Agility in Call Center Management
Developing a call center isn’t what most people consider when they think about a lean operation, but new technology is enabling workers in ways that were not possible even five years ago. Connecting across the world to speak with someone knowledgeable and helpful is easier for businesses to coordinate as well. Access to higher-tier support means any startup can offer excellent customer service without having to build out that infrastructure initially.
That’s a major savings in capital, and it’s possible thanks to a few important innovations.
Agents are scattered across the world, but all respond to the same number and can coordinate on the same customer challenges. Meet the cloud call center: a virtual space where client notes, agent interactions, and customer engagement collide. With important metrics on call volume and problems solved ready for any audit, this type of software enables agents to stay mobile with the accountability corporate needs to scale effectively.

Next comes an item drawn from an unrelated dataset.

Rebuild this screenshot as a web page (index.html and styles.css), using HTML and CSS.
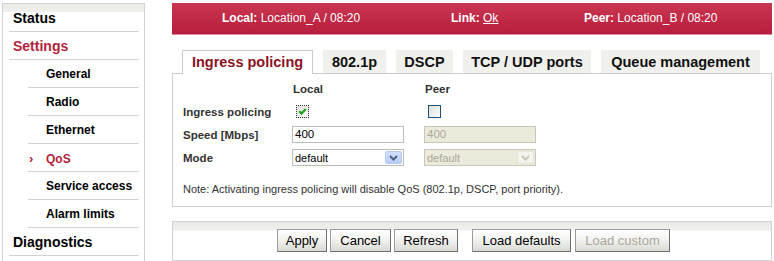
FILE: index.html
```html
<!DOCTYPE html>
<html lang="en">
<head>
    <meta charset="UTF-8">
    <title>Settings - QoS</title>
    <link rel="stylesheet" href="styles.css">
</head>
<body>
    <div class="page">
        <nav class="sidebar">
            <a class="nav-item nav-top" href="#">Status</a>
            <a class="nav-item nav-top nav-active" href="#">Settings</a>
            <a class="nav-item nav-sub" href="#">General</a>
            <a class="nav-item nav-sub" href="#">Radio</a>
            <a class="nav-item nav-sub" href="#">Ethernet</a>
            <a class="nav-item nav-sub nav-active nav-current" href="#">QoS</a>
            <a class="nav-item nav-sub" href="#">Service access</a>
            <a class="nav-item nav-sub" href="#">Alarm limits</a>
            <a class="nav-item nav-top" href="#">Diagnostics</a>
        </nav>
        <main class="main">
            <div class="statusbar">
                <span class="status-item status-local"><b>Local:</b> Location_A / 08:20</span>
                <span class="status-item status-link"><b>Link:</b> <u>Ok</u></span>
                <span class="status-item"><b>Peer:</b> Location_B / 08:20</span>
            </div>

            <div class="tabs">
                <div class="tab tab-active tab-ingress">Ingress policing</div>
                <div class="tab tab-8021p">802.1p</div>
                <div class="tab tab-dscp">DSCP</div>
                <div class="tab tab-ports">TCP / UDP ports</div>
                <div class="tab tab-queue">Queue management</div>
            </div>

            <div class="panel">
                <div class="form">
                    <span></span>
                    <span class="col-head">Local</span>
                    <span class="col-head">Peer</span>

                    <span>Ingress policing</span>
                    <span class="check check-focus">
                        <svg width="11" height="11" viewBox="0 0 11 11"><path d="M2.3 5.2 L4.5 7.6 L8.8 3" fill="none" stroke="#21a121" stroke-width="2.2"/></svg>
                    </span>
                    <span class="check"></span>

                    <span>Speed [Mbps]</span>
                    <span class="field">400</span>
                    <span class="field field-disabled">400</span>

                    <span>Mode</span>
                    <span class="select">
                        <span class="select-value">default</span>
                        <span class="select-arrow">
                            <svg width="9" height="6" viewBox="0 0 9 6"><path d="M1 1 L4.5 4.5 L8 1" fill="none" stroke="#4d6185" stroke-width="2"/></svg>
                        </span>
                    </span>
                    <span class="select select-disabled">
                        <span class="select-value">default</span>
                        <span class="select-arrow">
                            <svg width="9" height="6" viewBox="0 0 9 6"><path d="M1 1 L4.5 4.5 L8 1" fill="none" stroke="#c9c7ba" stroke-width="2"/></svg>
                        </span>
                    </span>
                </div>
                <p class="note">Note: Activating ingress policing will disable QoS (802.1p, DSCP, port priority).</p>
            </div>

            <div class="actions">
                <div class="btn-group">
                    <button class="btn btn-apply">Apply</button>
                    <button class="btn btn-cancel">Cancel</button>
                    <button class="btn btn-refresh">Refresh</button>
                </div>
                <div class="btn-group">
                    <button class="btn btn-defaults">Load defaults</button>
                    <button class="btn btn-custom" disabled>Load custom</button>
                </div>
            </div>
        </main>
    </div>
</body>
</html>
```

FILE: styles.css
```css
body {
    margin: 0;
    font-family: "Liberation Sans", Arial, sans-serif;
    background-color: #fff;
    overflow: hidden;
}

.page {
    display: flex;
    align-items: flex-start;
    padding: 3px 0 0 2px;
}

/* left menu */
.sidebar {
    display: flex;
    flex-direction: column;
    width: 143px;
    height: 270px;
    box-sizing: border-box;
    border: 1px solid #d4d4d4;
    background: linear-gradient(#ebebe8 0, #efefec 8px, #fff 8px);
}

.nav-item {
    display: block;
    height: 26px;
    padding-top: 1px;
    line-height: 27px;
    border-bottom: 1px solid #d3d3d3;
    color: #000;
    font-weight: bold;
    text-decoration: none;
    white-space: nowrap;
}

.nav-top {
    margin: 0 5px 0 6px;
    padding-left: 4px;
    font-size: 14px;
}

.nav-sub {
    margin: 0 5px 0 25px;
    padding-left: 18px;
    font-size: 12px;
}

.nav-active {
    color: #b21f3a;
}

.nav-current::before {
    content: "\203A";
    display: inline-block;
    width: 17px;
    margin-left: -17px;
    font-size: 13px;
}

/* main column */
.main {
    width: 600px;
    margin-left: 27px;
}

.statusbar {
    display: flex;
    height: 31px;
    padding-left: 50px;
    border-bottom: 1px solid #dc8c9c;
    background: linear-gradient(#ca3751, #b81d3d);
    color: #fff;
    font-size: 12px;
    line-height: 31px;
}

.status-local {
    width: 229px;
}

.status-link {
    width: 133px;
}

.tabs {
    display: flex;
    gap: 10px;
    height: 23px;
    margin: 15px 0 0 10px;
}

.tab {
    box-sizing: border-box;
    height: 23px;
    line-height: 24px;
    text-align: center;
    font-size: 14.5px;
    font-weight: bold;
    color: #111;
    background-color: #f0f0ec;
}

.tab-active {
    position: relative;
    height: 24px;
    line-height: 23px;
    border: 1px solid #c8c8c8;
    border-bottom: none;
    background-color: #fff;
    color: #8c1222;
}

.tab-ingress { width: 131px; }
.tab-8021p { width: 63px; }
.tab-dscp { width: 57px; }
.tab-ports { width: 128px; }
.tab-queue { width: 159px; }

.panel {
    border: 1px solid #cdcdcd;
    padding: 4px 0 10px 10px;
}

.form {
    display: grid;
    grid-template-columns: 109px 132px 112px;
    grid-template-rows: 22px 23px 23px 23px;
    align-items: center;
    font-size: 11.5px;
    font-weight: bold;
    color: #333;
}

.col-head {
    padding-left: 1px;
}

.check {
    display: flex;
    align-items: center;
    justify-content: center;
    box-sizing: border-box;
    width: 13px;
    height: 13px;
    margin-left: 4px;
    border: 1px solid #1c5180;
    background: linear-gradient(135deg, #dcdcd6, #fff);
}

.check-focus {
    border: 1px dotted #333;
}

.field {
    box-sizing: border-box;
    width: 112px;
    height: 17px;
    padding-left: 2px;
    line-height: 15px;
    border: 1px solid #bdbdbd;
    font-size: 11.5px;
    font-weight: normal;
    color: #000;
}

.field-disabled {
    background-color: #ebeadb;
    border-color: #c9c7ba;
    color: #aca899;
}

.select {
    display: flex;
    align-items: center;
    justify-content: space-between;
    box-sizing: border-box;
    width: 112px;
    height: 17px;
    padding: 0 1px 0 2px;
    border: 1px solid #bdbdbd;
    font-size: 11px;
    font-weight: normal;
    color: #000;
}

.select-arrow {
    display: flex;
    align-items: center;
    justify-content: center;
    box-sizing: border-box;
    width: 17px;
    height: 13px;
    border: 1px solid #b7c9f5;
    border-radius: 2px;
    background: linear-gradient(#d2defc, #b9cdfb);
}

.select-disabled {
    background-color: #ebeadb;
    border-color: #c9c7ba;
    color: #aca899;
}

.select-disabled .select-arrow {
    border-color: #e4e3dc;
    background: #f4f3ee;
}

.note {
    margin: 14px 0 0;
    font-size: 11px;
    line-height: 13px;
    color: #333;
}

/* button bar */
.actions {
    display: flex;
    align-items: flex-start;
    gap: 14px;
    box-sizing: border-box;
    height: 40px;
    margin-top: 14px;
    padding: 7px 0 0 104px;
    border: 1px solid #d2d2d2;
    background: linear-gradient(#e9e9e5 0, #f0f0ed 8px, #fff 9px);
}

.btn-group {
    display: flex;
    gap: 3px;
}

.btn-group + .btn-group {
    gap: 4px;
}

.btn {
    height: 23px;
    padding: 0;
    border: 1px solid #9c9c9c;
    border-right-color: #707070;
    border-bottom-color: #707070;
    border-radius: 0;
    background: linear-gradient(#fff, #f3f3f1 45%, #d9d9d5);
    font-family: "Liberation Sans", Arial, sans-serif;
    font-size: 13px;
    color: #000;
}

.btn-apply { width: 50px; }
.btn-cancel { width: 61px; }
.btn-refresh { width: 64px; }
.btn-defaults { width: 99px; }
.btn-custom { width: 95px; }

.btn:disabled {
    color: #aca899;
}
```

Mobility is quickly becoming an important benefit for job seekers, and many talented individuals are opting out of the typical work environment for these opportunities to work from home. The ability to offer this perk can be a competitive advantage for new startups to secure solid talent at a good price.
Today’s call center isn’t confined to the 9-5 schedule of yesteryear. Perhaps a certain section goes home at the end of the day, but the help line remains functional. Those demands put a lot of stress on smaller businesses. Call centers aren’t easy or cheap to run around the clock.
There are a few basic facts at play: consumers expect agents to be more knowledgeable, and they want service whenever they need it. Mobility is one important aspect, but better training is often the deciding factor. A consumer’s trust may rely on that interaction. The fact that a company maintains support at all may play a role in purchasing something.
There are advantages to early adoption, even though the costs can add up quickly. Learning new technology early enables your workforce to stay ahead of the curve and better serve the customer.
Call centers are fairly simple in practice, given you have the proper employees and a good training program to keep everyone up to date. It can be tempting to rely on tried and true methods, rather than looking for better ways to meet and engage with the customer. For example, call centers that deploy a knowledge base can better serve the customer with more important queries that demand more technical knowledge.
Better data on call quality and customer satisfaction is only possible if you try new systems built to capture that data. Without investing in that infrastructure, you might not see very obvious changes you can make to improve customer satisfaction or reduce time spent on a call. You can also improve targeting of the calls and determine who the customer speaks to.
Outsourcing call centers give startups the chance to appear large and ready for anything, but they rely on well-trained employees ready to handle significant call volume.
A call center must be concerned with more than customer service if it’s expected to survive beyond its first year or two. Even with excellent funding, if you don’t understand how to improve customer satisfaction and build trust for the clients you work for, the business won’t survive.